The present invention relates generally to integrated circuit (IC) designs, and more particularly to a bias monitoring circuit design.
In a complicated IC, such as system-on-chip (SOC), internal bias voltage often needs to be monitored through an external pad. FIG. 1 is a schematic diagram illustrating a conventional bias voltage monitoring circuit 100, which comprises a pad 102 coupled to a node 106 where the bias voltage is applied.

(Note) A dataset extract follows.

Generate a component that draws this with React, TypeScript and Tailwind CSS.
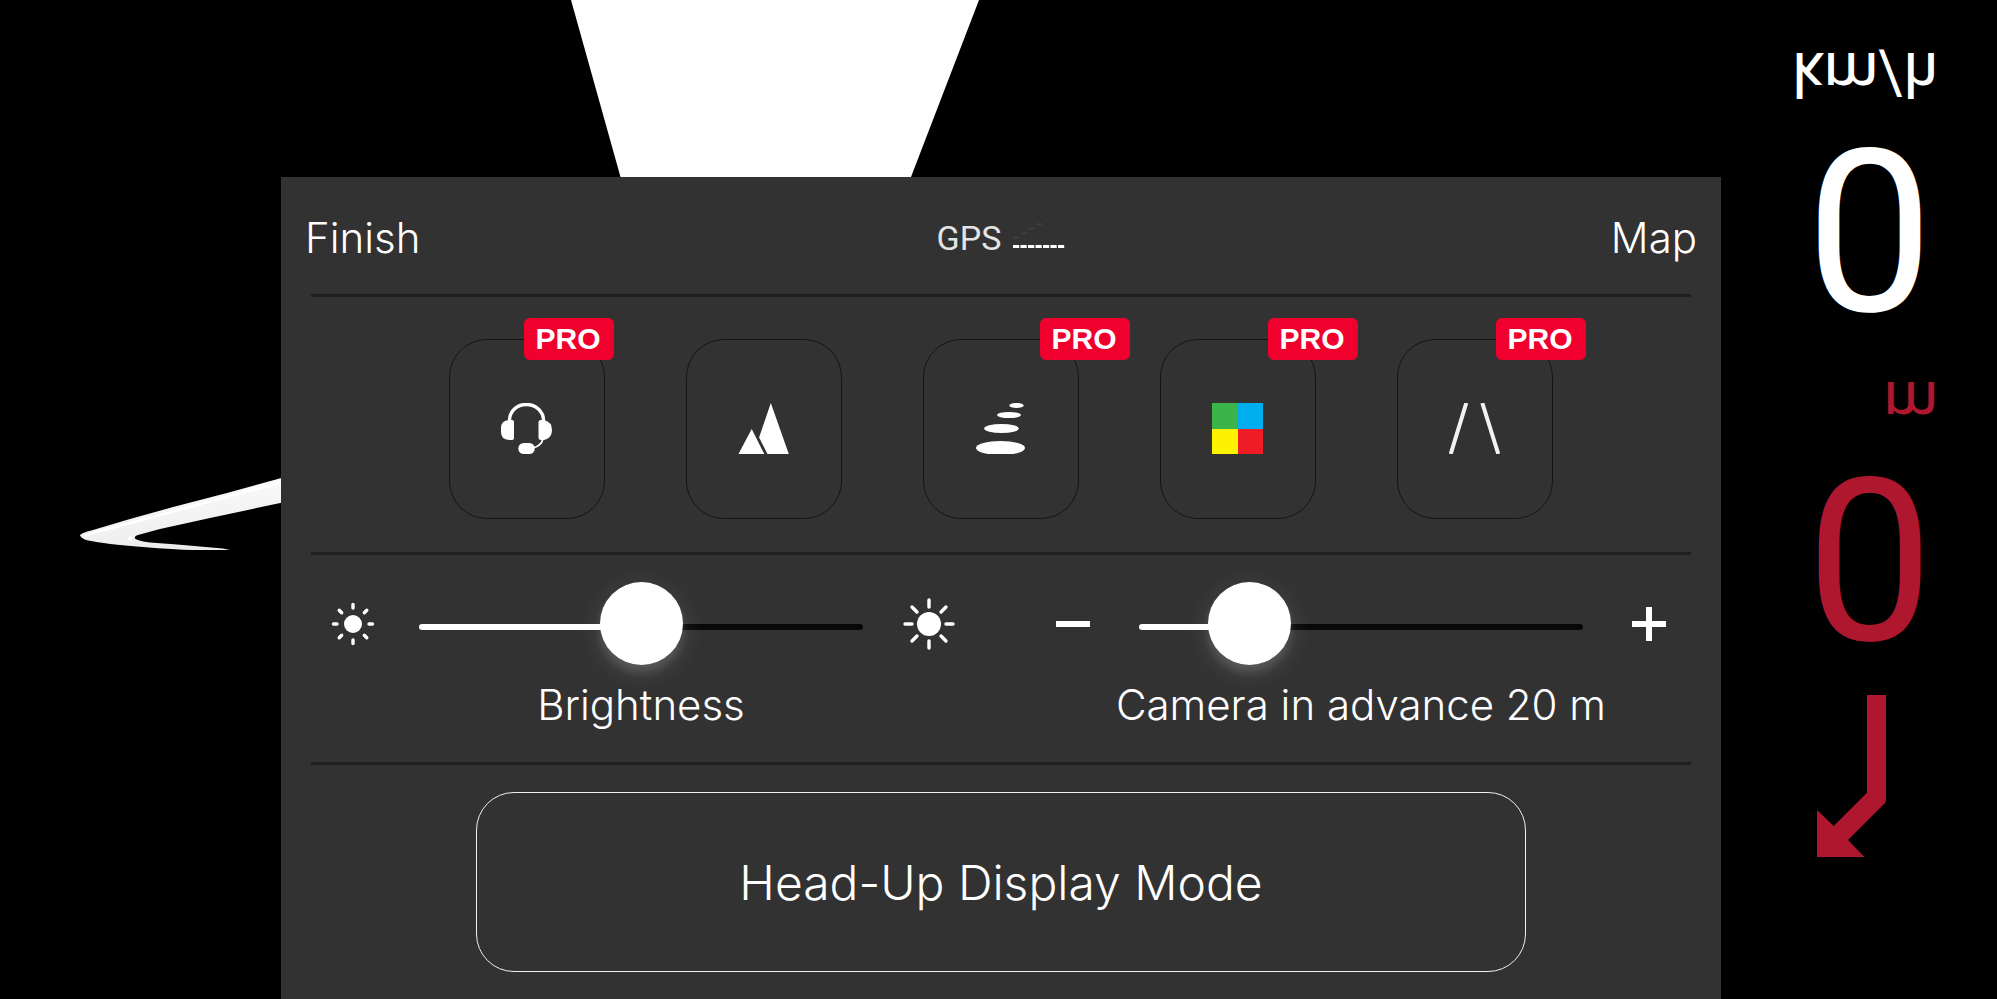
import { useState } from "react";
import type { CSSProperties, ReactNode } from "react";

type Mode = { label: string; badge?: string; icon: ReactNode };

function HeadsetIcon() {
  return (
    <svg viewBox="0 0 51 51" className="size-[51px]" aria-hidden="true">
      <path d="M8.500 19v-1.500C8.500 8 16 1.500 25.300 1.500S42.500 8 42.500 17.500V19" fill="none" stroke="#fff" strokeWidth="3.400" />
      <path d="M8 17h3q2 0 2 2v16q0 2-2 2H8Q0 36.500 0 29v-4Q0 17.500 8 17z" fill="#fff" />
      <path d="M43 17h-3q-2.500 0-2.500 2v16q0 2 2.500 2h3Q51 35 51 27T43 17z" fill="#fff" />
      <path d="M42 36q-2 7-10 9" fill="none" stroke="#fff" strokeWidth="1.800" />
      <rect x="17.300" y="40" width="16.500" height="11" rx="5.500" fill="#fff" />
    </svg>
  );
}

function MountainsIcon() {
  return (
    <svg viewBox="0 0 51 51" className="size-[51px]" aria-hidden="true">
      <path d="M0.500 51 13.700 26 26.300 51zM32.800 0 50.800 51H29.500L21.100 34.500z" fill="#fff" />
    </svg>
  );
}

function StonesIcon() {
  return (
    <svg viewBox="0 0 51 51" className="size-[51px]" aria-hidden="true">
      <g fill="#fff">
        <ellipse cx="41.500" cy="2.500" rx="7.200" ry="2.600" />
        <ellipse cx="34" cy="12" rx="12" ry="3.100" />
        <ellipse cx="26.500" cy="25.500" rx="17.300" ry="4.600" />
        <ellipse cx="25.500" cy="45" rx="24.500" ry="7" />
      </g>
    </svg>
  );
}

function ColorsIcon() {
  return (
    <svg viewBox="0 0 51 51" className="size-[51px]" shapeRendering="crispEdges" aria-hidden="true">
      <path d="M0 0h26v26H0z" fill="#3bb54a" />
      <path d="M26 0h25v26H26z" fill="#00adef" />
      <path d="M0 26h26v25H0z" fill="#fff200" />
      <path d="M26 26h25v25H26z" fill="#ee1c24" />
    </svg>
  );
}

function RoadIcon() {
  return (
    <svg viewBox="0 0 51 51" className="size-[51px]" aria-hidden="true">
      <path d="M17.300 0 1.700 51M33.300 0 49.300 51" stroke="#f2f2f2" strokeWidth="4" />
    </svg>
  );
}

function SunIcon({ core, from, to, className }: { core: number; from: number; to: number; className: string }) {
  return (
    <svg viewBox="-26 -26 52 52" className={className} aria-hidden="true">
      <circle r={core} fill="#fff" />
      {[0, 45, 90, 135, 180, 225, 270, 315].map((angle) => (
        <path key={angle} d={`M0 ${from}V${to}`} transform={`rotate(${angle})`} stroke="#fff" strokeWidth="3.400" strokeLinecap="round" />
      ))}
    </svg>
  );
}

const modes: Mode[] = [
  { label: "Voice", badge: "left-[74px]", icon: <HeadsetIcon /> },
  { label: "Terrain", icon: <MountainsIcon /> },
  { label: "Trail", badge: "left-[116px]", icon: <StonesIcon /> },
  { label: "Colors", badge: "left-[107px]", icon: <ColorsIcon /> },
  { label: "Lanes", badge: "left-[98px]", icon: <RoadIcon /> },
];

function Slider({ id, label, max, value, onChange, before, after }: {
  id: string;
  label: string;
  max: number;
  value: number;
  onChange: (value: number) => void;
  before: ReactNode;
  after: ReactNode;
}) {
  const fill = { "--fill": `${(value / max) * 100}%` } as CSSProperties;
  return (
    <div className="flex min-w-0 flex-1 flex-col items-center px-[47px]">
      <div className="flex w-full items-center gap-[41px]">
        {before}
        <input
          id={id}
          type="range"
          min={0}
          max={max}
          value={value}
          onChange={(event) => onChange(Number(event.target.value))}
          style={fill}
          className="mt-1.5 h-[84px] min-w-0 flex-1 cursor-pointer appearance-none bg-transparent [&::-webkit-slider-runnable-track]:h-1.5 [&::-webkit-slider-runnable-track]:rounded-full [&::-webkit-slider-runnable-track]:bg-[linear-gradient(to_right,#fff_var(--fill),#080808_var(--fill))] [&::-webkit-slider-thumb]:-mt-[42px] [&::-webkit-slider-thumb]:size-[83px] [&::-webkit-slider-thumb]:appearance-none [&::-webkit-slider-thumb]:rounded-full [&::-webkit-slider-thumb]:bg-white [&::-webkit-slider-thumb]:shadow-[0_8px_8px_rgba(255,255,255,0.12),0_6px_28px_rgba(255,255,255,0.12)]"
        />
        {after}
      </div>
      <label htmlFor={id} className="mt-2 text-[42px] leading-[56px] whitespace-nowrap">
        {label}
      </label>
    </div>
  );
}

function Scenery() {
  return (
    <svg viewBox="0 0 1997 999" preserveAspectRatio="xMinYMin slice" className="absolute inset-0 size-full" aria-hidden="true">
      <defs>
        <linearGradient id="blade" x1="0" y1="0" x2="0.280" y2="1">
          <stop offset="0" stopColor="#fff" />
          <stop offset="1" stopColor="#ececec" />
        </linearGradient>
      </defs>
      <path d="M571 0H979L911 177V190H624L620.500 177z" fill="#fefefe" />
      <path
        d="M285 477 227 493 175 506.500 130 519 93 530Q80 533 80 535.500 82 539 88 540.500 105 544 143 547 175 549.500 193 550H230L223 548.500 177 544.500 150 542.500Q138 541 135 538.500 134 536 138 535L160 529 210 518 285 502z"
        fill="url(#blade)"
      />
      <path d="M285 481 175 511 93 533Q84 535 86 537.500" fill="none" stroke="#fff" strokeWidth="2.500" />
      <path d="M131 536.500 129 540" stroke="#fff" strokeWidth="4" />
    </svg>
  );
}

function SignalBars() {
  return (
    <svg viewBox="0 0 52 36" className="h-9 w-[52px]" aria-hidden="true">
      {[0, 1, 2, 3, 4, 5, 6].map((i) => (
        <rect key={i} x={i * 7.5} y="25" width="6.200" height="3" fill="#fff" />
      ))}
      {[0, 1, 2, 3, 4, 5].map((i) => (
        <rect key={i} x={i * 7.5 + 0.5} y={17 - i * 4.5} width="6" height="1.500" fill="#424242" />
      ))}
    </svg>
  );
}

function Readouts() {
  return (
    <aside className="flex w-[276px] shrink-0 flex-col items-end pt-[43px] pr-[59px] font-[Roboto,sans-serif] text-white">
      <div className="-scale-y-100 text-[62px] leading-none">km/h</div>
      <div className="mt-2 w-[137px] -scale-y-100 text-center text-[226px] leading-none">0</div>
      <div className="mt-[33px] -scale-y-100 text-[62px] leading-none text-[#af172e]">m</div>
      <div className="mt-2 w-[137px] -scale-y-100 text-center text-[226px] leading-none text-[#af172e]">0</div>
      <svg viewBox="0 0 69 162" className="mt-[27px] mr-[52px] h-[162px] w-[69px]" aria-hidden="true">
        <path d="M50 0H69V105Q69 107 67.500 108.500L31 145 47.300 162H0V115L16.700 131 50 97.700z" fill="#af172e" />
      </svg>
    </aside>
  );
}

export default function App() {
  const [brightness, setBrightness] = useState(50);
  const [distance, setDistance] = useState(20);

  return (
    <div className="relative flex min-h-screen justify-end overflow-hidden bg-black">
      <Scenery />
      <main className="relative mt-[177px] ml-[281px] min-w-0 flex-1 bg-[#323232] font-[Inter,sans-serif] font-light text-white">
        <header className="grid h-[117px] grid-cols-[1fr_auto_1fr] items-center px-6 pt-1">
          <button type="button" className="justify-self-start text-[42px] leading-[56px]">Finish</button>
          <div className="flex items-center gap-3">
            <span className="font-[Roboto,sans-serif] text-[34px] leading-10 font-normal text-[#e4e4e4]">GPS</span>
            <SignalBars />
          </div>
          <button type="button" className="justify-self-end text-[42px] leading-[56px]">Map</button>
        </header>

        <section className="mx-[30px] flex h-[261px] justify-center gap-[81px] border-y-3 border-[#1f1f1f] pt-[42px]">
          {modes.map((mode) => (
            <button
              key={mode.label}
              type="button"
              aria-label={mode.label}
              className="relative flex h-[180px] w-[156px] items-center justify-center rounded-[38px] border border-[#141414] pr-px pb-px"
            >
              {mode.icon}
              {mode.badge && (
                <span className={`absolute -top-[22px] flex h-[42px] w-[90px] items-center justify-center rounded-md bg-[#f0002d] pr-0.5 font-['Liberation_Sans',sans-serif] text-[30px] leading-none font-bold ${mode.badge}`}>
                  PRO
                </span>
              )}
            </button>
          ))}
        </section>

        <section className="flex h-[207px] pt-6">
          <Slider
            id="brightness"
            label="Brightness"
            max={100}
            value={brightness}
            onChange={setBrightness}
            before={<span className="flex w-[50px] shrink-0 justify-center"><SunIcon core={9} from={16} to={19.5} className="size-[52px] shrink-0" /></span>}
            after={<span className="flex w-[50px] shrink-0 justify-center"><SunIcon core={12} from={17} to={24} className="size-[52px] shrink-0" /></span>}
          />
          <Slider
            id="camera"
            label={`Camera in advance ${distance} m`}
            max={104}
            value={distance}
            onChange={setDistance}
            before={
              <button type="button" aria-label="Closer" onClick={() => setDistance((d) => Math.max(0, d - 1))} className="flex h-[52px] w-[50px] shrink-0 items-center justify-center">
                <svg viewBox="0 0 34 34" className="size-[34px]" aria-hidden="true"><path d="M0 17H34" stroke="#fff" strokeWidth="6" /></svg>
              </button>
            }
            after={
              <button type="button" aria-label="Farther" onClick={() => setDistance((d) => Math.min(104, d + 1))} className="flex h-[52px] w-[50px] shrink-0 items-center justify-center">
                <svg viewBox="0 0 34 34" className="size-[34px]" aria-hidden="true"><path d="M0 17H34M17 0V34" stroke="#fff" strokeWidth="6" /></svg>
              </button>
            }
          />
        </section>

        <section className="mx-[30px] flex justify-center border-t-3 border-[#1f1f1f] py-[27px]">
          <button type="button" className="h-[180px] w-full max-w-[1050px] rounded-[38px] border border-[#f0f0f0] pt-0.5 text-[48px] leading-[60px]">
            Head-Up Display Mode
          </button>
        </section>
      </main>
      <Readouts />
    </div>
  );
}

Then the bias voltage level may be monitored at the pad 102. As an external pad on an IC package, the pad 102 needs to be protected by an ESD protection circuit 110, which comprises a resistor 113, a P-type metal-oxide-semiconductor (PMOS) transistor 122, an N-type metal-oxide-semiconductor (NMOS) transistor 124 and diodes 132 and 134. The resistor 113 is coupled between the node 106 and the pad 102. The PMOS transistor 122 has a gate and source coupled to a positive high voltage supply (VDD) and a drain coupled to the pad 102. The NMOS transistor 124 has a gate and source coupled to a complementary low voltage supply, or ground (GND) and a drain coupled to the pad 102. The transistors 122 and 124 essentially serve as reverse biased transistor diodes. The diodes 132 and 134 may be formed by PN junctions. The diode 132, coupled between the VDD and the pad 102, is also reversely biased, so is the diode 134, which is coupled between the GND and the pad 102. These reverse biased ESD protection devices 122, 124, 132 and 134 are supposed to be off during normal operations, and discharge current only during an ESD event. However, if the bias node 106 turned to a negative voltage lower than the GND, then both the NMOS transistor 124 and the diode 134 may be turned on and causing current leakages through the devices 124 and 134.
As such, what is desired is a bias monitoring circuit that can monitor both positive and negative biases without causing leakage current.